Patrick Tobin, chairman of the Headmasters and Headmistresses Conference of 242 top public schools, also blamed trendy parents for failing to give their children moral leadership.

A survey from Exeter University commissioned by the conference and to be published later this year showed that heads put divorced single parents ahead of drugs and alcohol as the main source of serious pastoral and academic problems. For boarding schools, drugs pose a bigger threat than alcohol. For day schools, the reverse is the case.

Sex did not feature among the heads' worries.

At the start of the annual conference in Jersey, Mr Tobin, principal of Stewart's Melville and Mary Erskine in Edinburgh, questioned the government's claim that it was restoring family values. His comments came shortly after Tony Blair announced a Green Paper on the family.
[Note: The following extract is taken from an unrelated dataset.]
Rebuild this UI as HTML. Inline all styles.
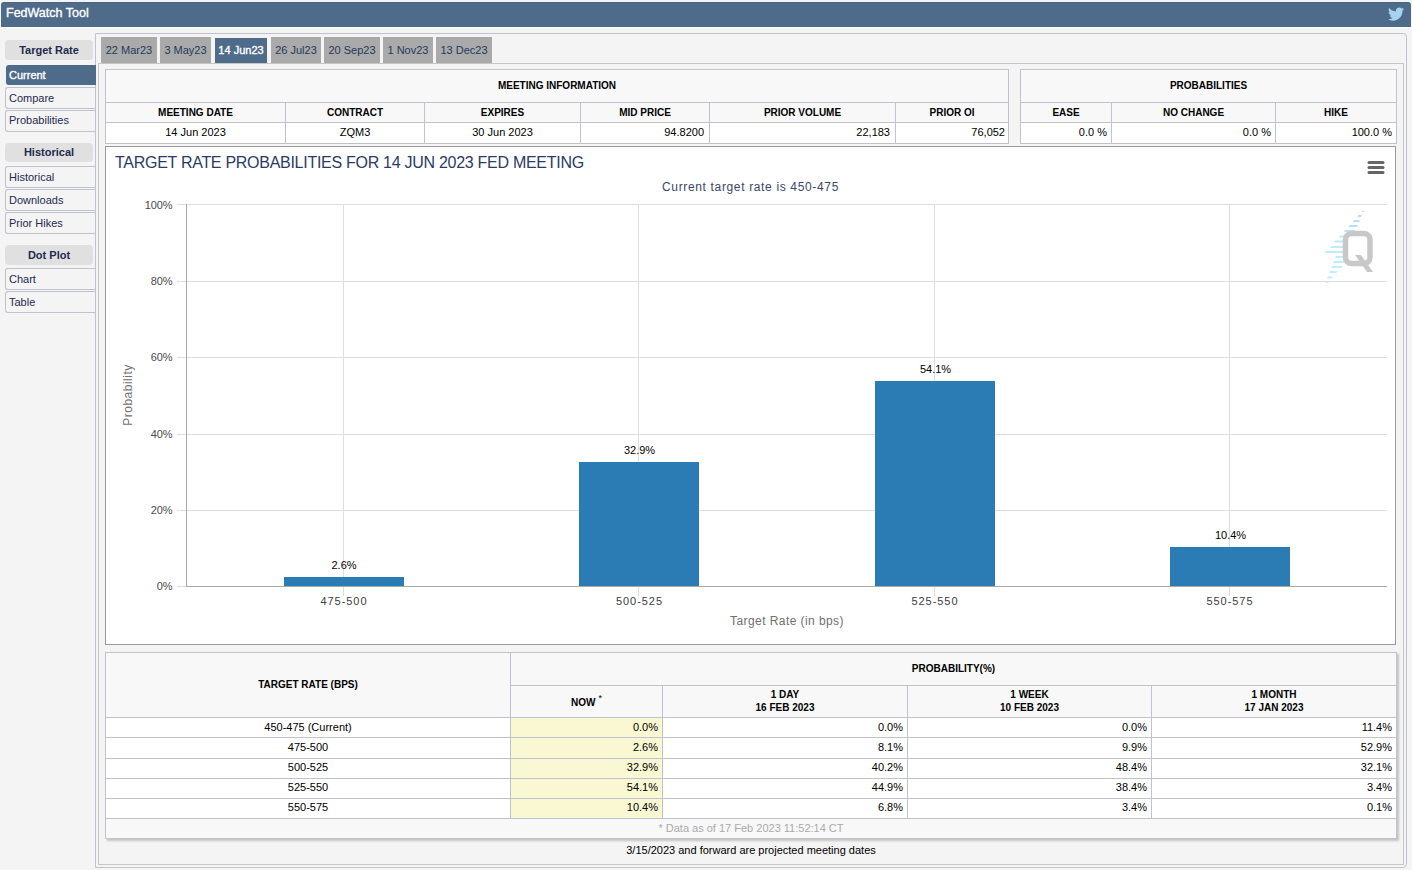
<!DOCTYPE html>
<html><head><meta charset="utf-8">
<style>
*{box-sizing:border-box;margin:0;padding:0}
html,body{width:1412px;height:870px;overflow:hidden;background:#f4f4f4;font-family:"Liberation Sans",sans-serif;position:relative}
.a{position:absolute}
#hdr{left:1px;top:2px;width:1410px;height:25px;background:#4f6b8a;border-radius:3px 3px 0 0;border-top:1px solid #4a6584;box-shadow:0 1px 0 #fff}
#hdr .t{left:5px;top:3px;color:#fff;font:12.5px "Liberation Sans",sans-serif;-webkit-text-stroke:0.35px #fff;white-space:nowrap}
.gh{left:5px;width:88px;height:20px;background:#e0e0e0;border-radius:4px;color:#1f2a50;font:bold 11px "Liberation Sans",sans-serif;text-align:center;line-height:20px}
.sb{left:5px;width:91px;height:22px;background:#f4f4f4;border:1px solid #c0c2cf;border-right:none;border-radius:3px 0 0 3px;color:#1f2a50;font:11px "Liberation Sans",sans-serif;line-height:20px;padding-left:3px}
.sb.on{z-index:2;background:#4f6b8a;border-color:#4f6b8a;color:#fff;-webkit-text-stroke:0.35px #fff;top:65px;height:20px;line-height:19px;padding-left:2px;left:6px;width:90px}
#outer{z-index:1;left:95px;top:33px;width:1312px;height:835px;border:1px solid #c0c2ce;border-radius:0 4px 4px 0}
#panel{left:98px;top:63px;width:1306px;height:802px;border:1px solid #c6c6c6;background:#f4f4f4}
.tab{top:37px;height:26px;background:#aaaaaa;color:#1f3a5a;font:11px "Liberation Sans",sans-serif;line-height:26px;text-align:center;white-space:nowrap}
.tab.on{top:38px;height:25px;background:#4f6b8a;color:#fff;-webkit-text-stroke:0.35px #fff;line-height:25px}
table{border-collapse:collapse;font-family:"Liberation Sans",sans-serif}
td,th{border:1px solid #c0c2cf;padding:0;white-space:nowrap}
.mt{position:absolute;background:#f8f8f8}
.mt th{font:bold 10px "Liberation Sans",sans-serif;color:#000;text-align:center}
.mt td{font:11px "Liberation Sans",sans-serif;color:#000;background:#fff;padding-bottom:2px}
.bt td{text-align:right;padding-right:4px;padding-bottom:2px}
.bt td:first-child{text-align:center;padding-right:0}
.bt td.y{background:#f9f8d2}
.bt tr.up td{padding-bottom:3px}
.bt sup{font-size:9px;vertical-align:top;position:relative;top:-4px;margin-left:3px;font-weight:normal}
.bt th.ft{font:11px "Liberation Sans",sans-serif;color:#aaa;padding-bottom:2px}
#chart{left:105px;top:146px;width:1291px;height:499px;border:1px solid #9a9a9a;background:#fff;overflow:hidden}
</style></head><body>
<div id="hdr" class="a"><div class="a t">FedWatch Tool</div>
<svg class="a" style="left:1387px;top:4px" width="16.5" height="14.5" viewBox="0 0 24 20"><path fill="#a7d3f3" d="M23.6 2.4c-.9.4-1.8.6-2.8.8 1-.6 1.8-1.6 2.1-2.7-.9.6-2 1-3.1 1.2C18.9.7 17.6.1 16.2.1c-2.7 0-4.8 2.2-4.8 4.8 0 .4 0 .8.1 1.1C7.4 5.8 3.9 3.9 1.5 1 1.1 1.7.9 2.5.9 3.4c0 1.7.9 3.2 2.2 4-.8 0-1.5-.2-2.2-.6v.1c0 2.3 1.7 4.3 3.9 4.7-.4.1-.8.2-1.3.2-.3 0-.6 0-.9-.1.6 1.9 2.4 3.3 4.5 3.4-1.7 1.3-3.7 2.1-6 2.1-.4 0-.8 0-1.2-.1 2.1 1.4 4.7 2.2 7.4 2.2 8.9 0 13.7-7.4 13.7-13.7v-.6c1-.7 1.8-1.6 2.5-2.6z"/></svg>
</div>

<div id="outer" class="a"></div>

<div class="a gh" style="top:40px">Target Rate</div>
<div class="a sb on">Current</div>
<div class="a sb" style="top:87px">Compare</div>
<div class="a sb" style="top:110px;line-height:19px">Probabilities</div>
<div class="a gh" style="top:143px;height:19px;line-height:19px">Historical</div>
<div class="a sb" style="top:166px">Historical</div>
<div class="a sb" style="top:189px">Downloads</div>
<div class="a sb" style="top:212px">Prior Hikes</div>
<div class="a gh" style="top:245px">Dot Plot</div>
<div class="a sb" style="top:268px">Chart</div>
<div class="a sb" style="top:291px">Table</div>

<div id="panel" class="a"></div>

<div class="a tab" style="left:101px;width:56px">22 Mar23</div>
<div class="a tab" style="left:160px;width:51px">3 May23</div>
<div class="a tab on" style="left:215px;width:52px">14 Jun23</div>
<div class="a tab" style="left:271px;width:50px">26 Jul23</div>
<div class="a tab" style="left:324px;width:56px">20 Sep23</div>
<div class="a tab" style="left:383px;width:50px">1 Nov23</div>
<div class="a tab" style="left:436px;width:56px">13 Dec23</div>

<!-- MEETING INFO -->
<table class="mt" style="left:105px;top:69px;width:904px">
<tr style="height:33px"><th colspan="6" style="padding-bottom:2px">MEETING INFORMATION</th></tr>
<tr style="height:20px"><th style="width:180px">MEETING DATE</th><th style="width:139px">CONTRACT</th><th style="width:156px">EXPIRES</th><th style="width:129px">MID PRICE</th><th style="width:186px">PRIOR VOLUME</th><th>PRIOR OI</th></tr>
<tr style="height:21px"><td style="text-align:center">14 Jun 2023</td><td style="text-align:center">ZQM3</td><td style="text-align:center">30 Jun 2023</td><td style="text-align:right;padding-right:5px">94.8200</td><td style="text-align:right;padding-right:5px">22,183</td><td style="text-align:right;padding-right:3px">76,052</td></tr>
</table>

<table class="mt" style="left:1020px;top:69px;width:377px">
<tr style="height:33px"><th colspan="3" style="padding-bottom:2px">PROBABILITIES</th></tr>
<tr style="height:20px"><th style="width:91px">EASE</th><th style="width:164px">NO CHANGE</th><th>HIKE</th></tr>
<tr style="height:21px"><td style="text-align:right;padding-right:4px">0.0 %</td><td style="text-align:right;padding-right:4px">0.0 %</td><td style="text-align:right;padding-right:4px">100.0 %</td></tr>
</table>


<!-- BOTTOM TABLE -->
<table class="mt bt" style="left:105px;top:652px;width:1292px;box-shadow:2px 2px 2px rgba(0,0,0,0.2)">
<tr style="height:33px"><th rowspan="2" style="width:405px;padding-bottom:2px">TARGET RATE (BPS)</th><th colspan="4" style="padding-bottom:2px">PROBABILITY(%)</th></tr>
<tr style="height:32px"><th style="width:152px;padding-top:2px">NOW<sup>*</sup></th><th style="width:245px;line-height:13px;padding-bottom:2px">1 DAY<br>16 FEB 2023</th><th style="width:244px;line-height:13px;padding-bottom:2px">1 WEEK<br>10 FEB 2023</th><th style="line-height:13px;padding-bottom:2px">1 MONTH<br>17 JAN 2023</th></tr>
<tr style="height:20px"><td>450-475 (Current)</td><td class="y">0.0%</td><td>0.0%</td><td>0.0%</td><td>11.4%</td></tr>
<tr style="height:21px"><td>475-500</td><td class="y">2.6%</td><td>8.1%</td><td>9.9%</td><td>52.9%</td></tr>
<tr style="height:20px" class="up"><td>500-525</td><td class="y">32.9%</td><td>40.2%</td><td>48.4%</td><td>32.1%</td></tr>
<tr style="height:20px" class="up"><td>525-550</td><td class="y">54.1%</td><td>44.9%</td><td>38.4%</td><td>3.4%</td></tr>
<tr style="height:20px" class="up"><td>550-575</td><td class="y">10.4%</td><td>6.8%</td><td>3.4%</td><td>0.1%</td></tr>
<tr style="height:20px"><th colspan="5" class="ft">* Data as of 17 Feb 2023 11:52:14 CT</th></tr>
</table>
<div class="a" style="left:105px;top:842px;width:1292px;text-align:center;font:11px 'Liberation Sans',sans-serif;color:#000;line-height:16px">3/15/2023 and forward are projected meeting dates</div>

<div id="chart" class="a"></div>
<svg class="a" style="left:0;top:0" width="1412" height="870" viewBox="0 0 1412 870" font-family="Liberation Sans, sans-serif">
<g shape-rendering="crispEdges">
<!-- horizontal grid -->
<g fill="#dedede">
<rect x="177" y="204" width="1210" height="1"/>
<rect x="177" y="281" width="1210" height="1"/>
<rect x="177" y="357" width="1210" height="1"/>
<rect x="177" y="434" width="1210" height="1"/>
<rect x="177" y="510" width="1210" height="1"/>
<rect x="177" y="586" width="10" height="1"/>
</g>
<!-- vertical grid + ticks -->
<g fill="#dedede">
<rect x="343" y="204" width="1" height="392"/>
<rect x="638" y="204" width="1" height="392"/>
<rect x="934" y="204" width="1" height="392"/>
<rect x="1229" y="204" width="1" height="392"/>
</g>
<!-- bars -->
<g fill="#2b7bb5">
<rect x="284" y="577" width="120" height="10"/>
<rect x="579" y="462" width="120" height="125"/>
<rect x="875" y="381" width="120" height="206"/>
<rect x="1170" y="547" width="120" height="40"/>
</g>
<!-- axes -->
<rect x="186" y="204" width="1" height="383" fill="#a8a8a8"/>
<rect x="186" y="586" width="1201" height="1" fill="#a8a8a8"/>
</g>
<!-- title -->
<text x="115" y="168" font-size="16" fill="#2a3b64" letter-spacing="-0.28">TARGET RATE PROBABILITIES FOR 14 JUN 2023 FED MEETING</text>
<text x="750.5" y="191" font-size="12" fill="#3a4869" text-anchor="middle" letter-spacing="0.65">Current target rate is 450-475</text>
<!-- y labels -->
<g font-size="11" fill="#4a4a4a" text-anchor="end" letter-spacing="-0.1">
<text x="172.5" y="209">100%</text>
<text x="172.5" y="285">80%</text>
<text x="172.5" y="361">60%</text>
<text x="172.5" y="438">40%</text>
<text x="172.5" y="514">20%</text>
<text x="172.5" y="590">0%</text>
</g>
<text transform="translate(132,395) rotate(-90)" font-size="12" fill="#707070" text-anchor="middle" letter-spacing="0.5">Probability</text>
<!-- data labels -->
<g font-size="11" fill="#000" text-anchor="middle">
<text x="344" y="569">2.6%</text>
<text x="639.5" y="454">32.9%</text>
<text x="935.5" y="373">54.1%</text>
<text x="1230.5" y="539">10.4%</text>
</g>
<!-- x labels -->
<g font-size="11" fill="#404040" text-anchor="middle" letter-spacing="0.95">
<text x="344" y="605">475-500</text>
<text x="639.5" y="605">500-525</text>
<text x="935" y="605">525-550</text>
<text x="1230" y="605">550-575</text>
</g>
<text x="787" y="625" font-size="12" fill="#707070" text-anchor="middle" letter-spacing="0.43">Target Rate (in bps)</text>
<!-- menu -->
<g stroke="#666" stroke-width="3" stroke-linecap="round">
<line x1="1369" y1="162.5" x2="1383" y2="162.5"/>
<line x1="1369" y1="167.5" x2="1383" y2="167.5"/>
<line x1="1369" y1="172.5" x2="1383" y2="172.5"/>
</g>
<!-- Q logo -->
<defs><linearGradient id="qg" x1="0" y1="0" x2="0" y2="1"><stop offset="0" stop-color="#b2d6f8"/><stop offset="0.45" stop-color="#bdebfb"/><stop offset="1" stop-color="#c2f0fd"/></linearGradient></defs><path fill="url(#qg)" d="M1362.5 211h2l-1 1h-2zM1358.5 215h3.5l-1 2h-3.5zM1354 220h6l-1 2h-6zM1349.5 225h8.5l-1 2h-8.5zM1345 230h10l-1 2h-10zM1340 235.5h10l-1 2h-10zM1335 240.5h12l-1 2h-12zM1331 246h15l-1 2h-15zM1326 251h18l-1 2h-18zM1336 256h10l-1 2h-10zM1334 261h11l-1 2h-11zM1332 266h10.5l-1 2h-10.5zM1330 271h7.5l-1 2h-7.5zM1328 276.5h5l-1 2h-5zM1326 282h3l-1 1h-3z"/>
<g fill="none" stroke="#c8c8c8" stroke-width="5.5">
<rect x="1345.5" y="233.5" width="24.5" height="30" rx="6"/>
</g>
<path d="M1355 255 L1361 255 L1373 272 L1367 272 Z" fill="#c8c8c8"/>
</svg>

</body></html>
Mr Tobin said: "I don't see the Government doing anything to affirm the family as they say they are. They are not giving tax advantages to marriage yet we have a greater degree of marital breakdown than other countries. There is no way schools can single-handedly tackle this problem. We have to look to government."

Most pupils from broken homes did not cause problems, he said, but almost every suspension or expulsion he had to handle was related to family background.

Generally, young people today were better behaved than they were 35 years ago. They related more easily to adults and were less rebellious than the long-haired generation of the Seventies who were now parents. "It is these parents who often generate problems because they don't know where they stand on too many issues."

Mr Tobin urged his fellow heads to pay particular attention to the needs of boys, struggling to keep up with a new generation of confident girls.

He also criticised the Government for narrowing primary education and warned of the dangers of a "Gradgrind" curriculum, full of facts and dates. "The Government's programme for primary schools has echoes of the Revised Code of 1862 which just got back to the basics.

"Already we sense a squeezing out of the inspiration which historically has distinguished seminal periods in education development," he said.